For the year ending 30 June 2023, a taxpayer using this new method will need to keep a record which is representative of the total number of hours worked from home during the period from 1 July 2022 to 28 February 2023.

The taxpayer will also need to keep a record of the total number of actual hours they worked from home for the period 1 March 2023 to 30 June 2023.

The record of the actual hours worked from home could be maintained by timesheets, rosters, time-tracking apps, logs of time spent accessing employer systems or online business systems, or a diary kept contemporaneously.

For the year ending 30 June 2024 and later income years, a taxpayer using this method must also keep a record of actual hours worked from home for the entire year.

Under both the short-cut method and the previous fixed-rate method, there was no need for detailed record keeping of the actual hours worked from home. Estimates were acceptable. This is a significant change and increases the record keeping burden on taxpayers.

Another significant change, which results in an increase in record keeping obligations under the revised fixed-rate method, is that in relation to running costs such as energy costs, phone and internet costs, a taxpayer needs to maintain at least one monthly or quarterly bill.

This is because the ATO now requires proof that the individual has incurred the running costs represented by the 67 cents per hour deduction.

Transfer balance cap indexation

An individual’s transfer balance cap (‘TBC’) determines the maximum amount they can commit to a retirement phase interest in their super fund, such as an account-based pension, without being subject to penal taxation.
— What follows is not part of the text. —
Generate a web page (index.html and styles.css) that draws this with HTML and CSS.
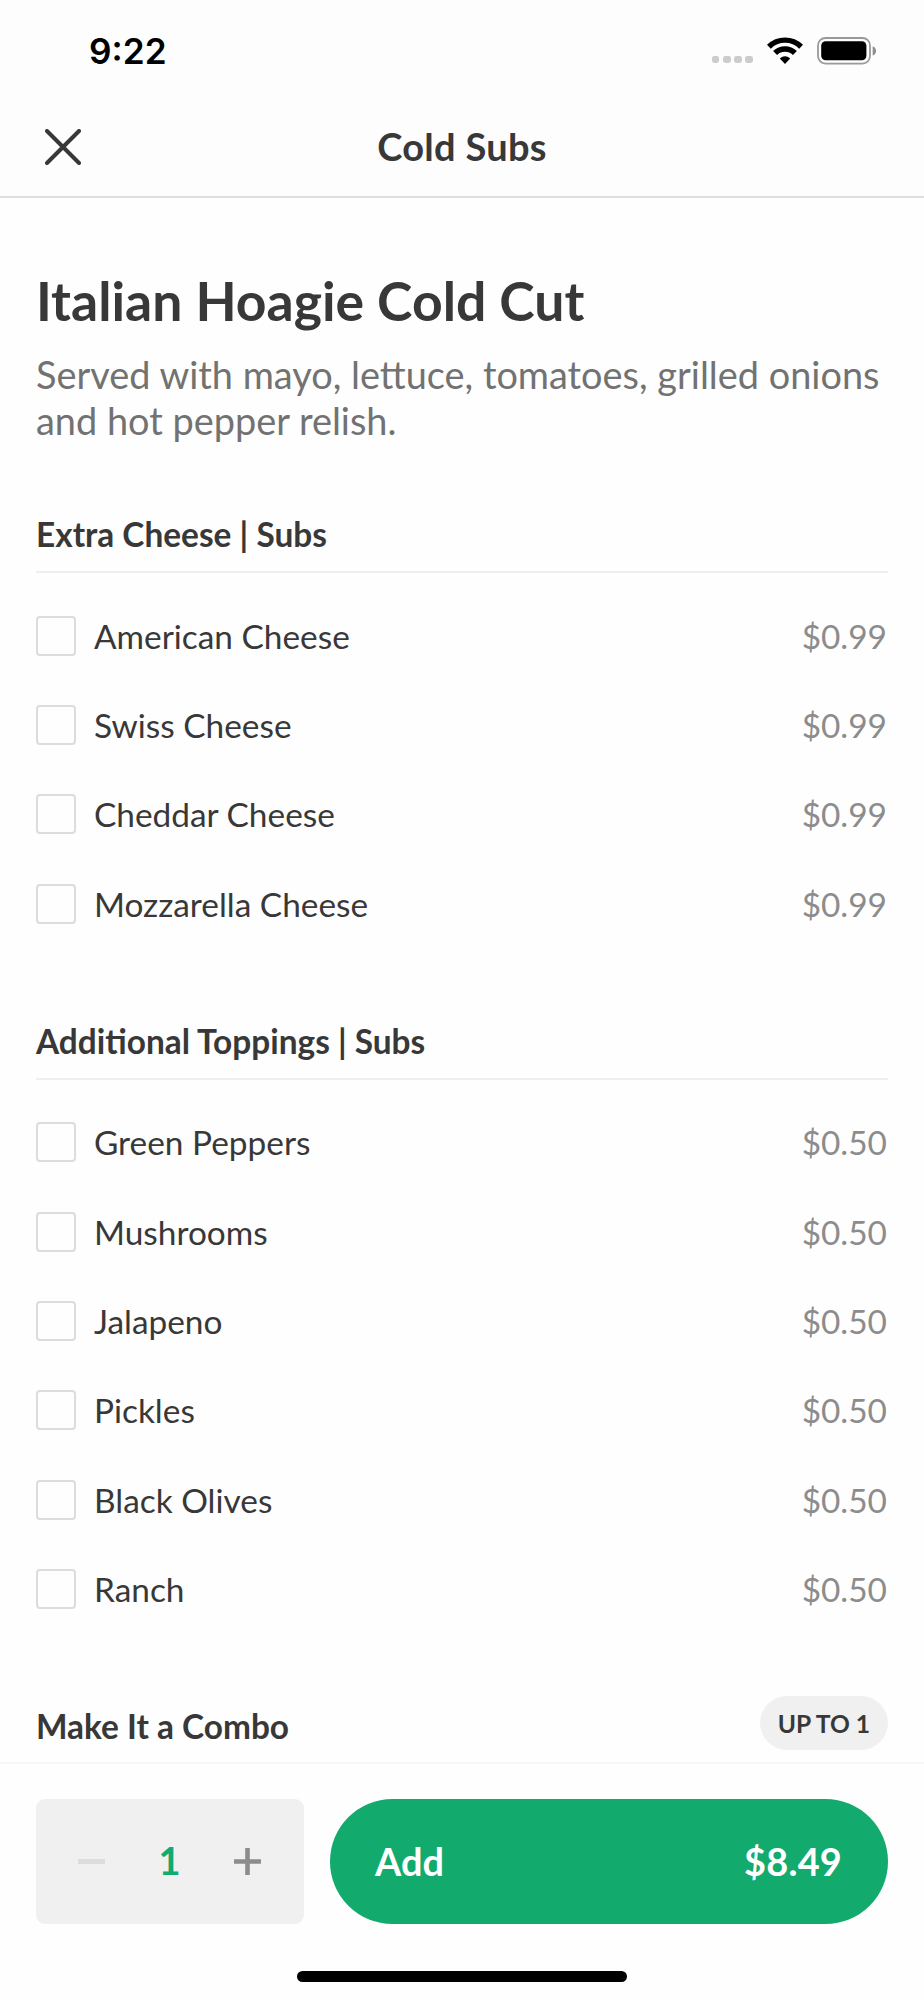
FILE: index.html
```html
<!DOCTYPE html>
<html lang="en">
<head>
    <meta charset="UTF-8">
    <meta name="viewport" content="width=device-width, initial-scale=1.0">
    <title>Italian Hoagie Cold Cut</title>
    <link rel="stylesheet" href="styles.css">
</head>
<body>
    <header class="header">
        <div class="status-bar">
            <span class="time">9:22</span>
            <div class="status-icons">
                <div class="signal"><i></i><i></i><i></i><i></i></div>
                <svg class="wifi" width="36" height="28" viewBox="0 0 36 28">
                    <path d="M1.9 9.7 A23 23 0 0 1 34.1 9.7" fill="none" stroke="#000" stroke-width="5.4"/>
                    <path d="M8.1 16.1 A14 14 0 0 1 27.9 16.1" fill="none" stroke="#000" stroke-width="5.6"/>
                    <path d="M12.8 21.6 Q18 17 23.2 21.6 L18 27 Z" fill="#000"/>
                </svg>
                <svg class="battery" width="60" height="28" viewBox="0 0 60 28">
                    <rect x="1" y="1" width="52" height="25.6" rx="7.5" fill="none" stroke="#999" stroke-width="1.8"/>
                    <rect x="4.2" y="4.3" width="45.2" height="19" rx="4.5" fill="#000"/>
                    <path d="M55.7 9.2 Q59 10.6 59 13.9 Q59 17.2 55.7 18.6 Z" fill="#8e8e8e"/>
                </svg>
            </div>
        </div>
        <div class="nav-bar">
            <button class="close" aria-label="Close">
                <svg width="36" height="36" viewBox="0 0 36 36">
                    <path d="M2 2 L34 34 M34 2 L2 34" stroke="#383838" stroke-width="4" stroke-linecap="round"/>
                </svg>
            </button>
            <span class="nav-title">Cold Subs</span>
        </div>
    </header>

    <main class="content">
        <h1>Italian Hoagie Cold Cut</h1>
        <p class="description">Served with mayo, lettuce, tomatoes, grilled onions and hot pepper relish.</p>

        <section class="group">
            <div class="group-head"><h2>Extra Cheese | Subs</h2></div>
            <ul class="options">
                <li><span class="checkbox"></span><span class="name">American Cheese</span><span class="price">$0.99</span></li>
                <li><span class="checkbox"></span><span class="name">Swiss Cheese</span><span class="price">$0.99</span></li>
                <li><span class="checkbox"></span><span class="name">Cheddar Cheese</span><span class="price">$0.99</span></li>
                <li><span class="checkbox"></span><span class="name">Mozzarella Cheese</span><span class="price">$0.99</span></li>
            </ul>
        </section>

        <section class="group">
            <div class="group-head"><h2>Additional Toppings | Subs</h2></div>
            <ul class="options">
                <li><span class="checkbox"></span><span class="name">Green Peppers</span><span class="price">$0.50</span></li>
                <li><span class="checkbox"></span><span class="name">Mushrooms</span><span class="price">$0.50</span></li>
                <li><span class="checkbox"></span><span class="name">Jalapeno</span><span class="price">$0.50</span></li>
                <li><span class="checkbox"></span><span class="name">Pickles</span><span class="price">$0.50</span></li>
                <li><span class="checkbox"></span><span class="name">Black Olives</span><span class="price">$0.50</span></li>
                <li><span class="checkbox"></span><span class="name">Ranch</span><span class="price">$0.50</span></li>
            </ul>
        </section>

        <section class="group">
            <div class="group-head"><h2>Make It a Combo</h2><span class="badge">UP TO 1</span></div>
        </section>
    </main>

    <footer class="footer">
        <div class="actions">
            <div class="stepper">
                <button class="minus" aria-label="Remove one"><svg width="27" height="27" viewBox="0 0 27 27"><path d="M0 13.5 H27" stroke="#dcdcdc" stroke-width="5"/></svg></button>
                <span class="quantity">1</span>
                <button class="plus" aria-label="Add one"><svg width="27" height="27" viewBox="0 0 27 27"><path d="M0 13.5 H27 M13.5 0 V27" stroke="#8c8c8c" stroke-width="4.6"/></svg></button>
            </div>
            <button class="add"><span>Add</span><span class="total">$8.49</span></button>
        </div>
        <div class="home-indicator"></div>
    </footer>
</body>
</html>
```
FILE: styles.css
```css
* {
    box-sizing: border-box;
}
body {
    margin: 0;
    height: 2000px;
    display: flex;
    flex-direction: column;
    overflow: hidden;
    font-family: Lato, "Liberation Sans", sans-serif;
    background-color: #fefefe;
    color: #383838;
}
h1, h2, p, ul {
    margin: 0;
    padding: 0;
}
button {
    border: none;
    padding: 0;
    background: none;
    font-family: inherit;
    color: inherit;
    cursor: pointer;
}
svg {
    display: block;
}

/* Header */
.header {
    flex: none;
    height: 198px;
    background-color: #fdfdfd;
    border-bottom: 2px solid #dedede;
}
.status-bar {
    height: 101px;
    padding: 0 47px 0 89px;
    display: flex;
    justify-content: space-between;
    align-items: center;
}
.time {
    font-family: Inter, sans-serif;
    font-size: 35.2px;
    font-weight: 600;
    line-height: 40px;
    color: #000;
}
.status-icons {
    display: flex;
    align-items: flex-end;
}
.signal {
    display: flex;
    gap: 3.4px;
    margin: 0 14px 1.5px 0;
}
.signal i {
    width: 7.8px;
    height: 7px;
    border-radius: 2.4px;
    background-color: #ccc;
}
.battery {
    margin-left: 14px;
}
.nav-bar {
    height: 92px;
    padding: 0 44.5px;
    display: grid;
    grid-template-columns: 36px 1fr 36px;
    align-items: center;
}
.nav-title {
    padding-bottom: 2px;
    font-size: 38px;
    font-weight: 700;
    line-height: 46px;
    letter-spacing: 0.3px;
    text-align: center;
}

/* Item */
.content {
    flex: 1;
    min-height: 0;
    overflow: hidden;
    padding: 70px 36px 0;
}
h1 {
    font-size: 53.5px;
    font-weight: 700;
    line-height: 64px;
}
.description {
    margin: 20px 0 6px;
    font-size: 37.9px;
    line-height: 45.6px;
    color: #727272;
}

/* Options */
.group-head {
    height: 124px;
    padding-bottom: 17px;
    border-bottom: 2px solid #efefef;
    display: flex;
    justify-content: space-between;
    align-items: flex-end;
}
h2 {
    font-size: 33.4px;
    font-weight: 700;
    line-height: 40px;
}
.options {
    list-style: none;
    padding: 18px 0 7.4px;
}
.options li {
    height: 89.3px;
    display: flex;
    align-items: center;
}
.checkbox {
    width: 40px;
    height: 40px;
    margin-right: 18px;
    border: 2px solid #dcdcdc;
    border-radius: 4px;
}
.name {
    flex: 1;
    font-size: 33.4px;
}
.price {
    margin-right: 1px;
    font-size: 33.4px;
    color: #8c8c8c;
}
.badge {
    height: 54px;
    margin-bottom: -4px;
    padding: 0 18px;
    border-radius: 27px;
    background-color: #f0f0f0;
    font-size: 24.6px;
    font-weight: 700;
    line-height: 56px;
}

/* Footer */
.footer {
    flex: none;
    height: 238px;
    border-top: 2px solid #f7f7f7;
    padding: 35px 36px 0;
}
.actions {
    display: flex;
    gap: 26px;
}
.stepper {
    width: 268px;
    height: 125px;
    padding: 0 43px 0 42px;
    border-radius: 9px;
    background-color: #f0f0f0;
    display: flex;
    justify-content: space-between;
    align-items: center;
}
.quantity {
    padding-bottom: 3px;
    font-size: 38px;
    font-weight: 700;
    color: #13aa6d;
}
.add {
    flex: 1;
    height: 125px;
    padding: 0 46px 0 45px;
    border-radius: 63px;
    background-color: #13aa6d;
    color: #fff;
    font-size: 37.9px;
    font-weight: 700;
    display: flex;
    justify-content: space-between;
    align-items: center;
}
.total {
    letter-spacing: 0.2px;
}
.home-indicator {
    width: 330px;
    height: 11px;
    margin: 47px auto 0;
    border-radius: 6px;
    background-color: #000;
}
```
When the TBC concept was introduced with effect from 1 July 2017, it was initially $1,600,000. It was increased by $100,000 as of 1 July 2021 to $1,700,000.

The TBC increases in $100,000 increments (or multiples of $100,000) in line with the Consumer Price Index (‘CPI’). As a result of a substantial increase in the CPI, the TBC is due to increase on 1 July 2023 by $200,000.

Accordingly, an increase in the TBC is seen as a good thing, as it potentially means an individual can have more of their superannuation interest supporting a tax-free pension. Individuals who start their first retirement phase income stream (otherwise known as a pension) on or after 1 July 2023 will have a TBC of $1.9 million.

From 1 July 2023 individuals will have a TBC between $1.6 million and $1.9 million. An individual who already had a transfer balance account and at any time met or exceeded their personal TBC will not be entitled to indexation, and their personal TBC will remain the same. For example, an individual who started their first retirement phase income stream, an account based pension, on 1 January 2022 with a value of $1,700,000 at the time of commencement, would have fully utilised their then TBC of $1,700,000.

Such an individual, having already fully utilised their TBC, will not gain any benefit from the increase in the TBC due to indexation.
Where an individual has partially utilised their TBC before 1 July 2023, instead of benefiting from the full $200,000 increase in the TBC, they will have access to a proportional indexation of their TBC based on the unused cap percentage of their transfer balance account.

ATO and Australian Federal Police crackdown on GST-fraud promoters

A raft of enforcement activity has been undertaken across the country by the ATO-led Serious Financial Crime Taskforce, including the execution of search warrants and issuing of warning letters.

At 31 December 2022, the ATO took compliance action on more than 53,000 clients and stopped approximately $2.5 billion in fraudulent GST refunds from being paid to individuals seeking to defraud the system. Two individuals have been sentenced to jail time for their crimes so far, following their arrest in 2022.

This follows 87 earlier arrests across the country, with many more to come. The ATO has commenced writing to more than 20,000 individuals involved in the fraud, warning them of the serious consequences coming their way unless they come forward and repay the money they have defrauded.

The fraud was first detected in early 2022 and involved offenders inventing fake businesses and Australian business number (ABN) applications, then submitting fictitious Business Activity Statements in an attempt to gain a false GST refund. Promoters of the fraud use social media and other channels to recruit participants.

The ATO has been issuing warnings to the community to be on the lookout for fraud schemes that are being promoted through social media and other channels.

For those who may be tempted by the promise of big gains, the ATO has sophisticated risk models and works with banks, law enforcement agencies, and other organisations to share information and detect fraud. It also has access to intelligence through community tip offs, social media platforms, and other information sources.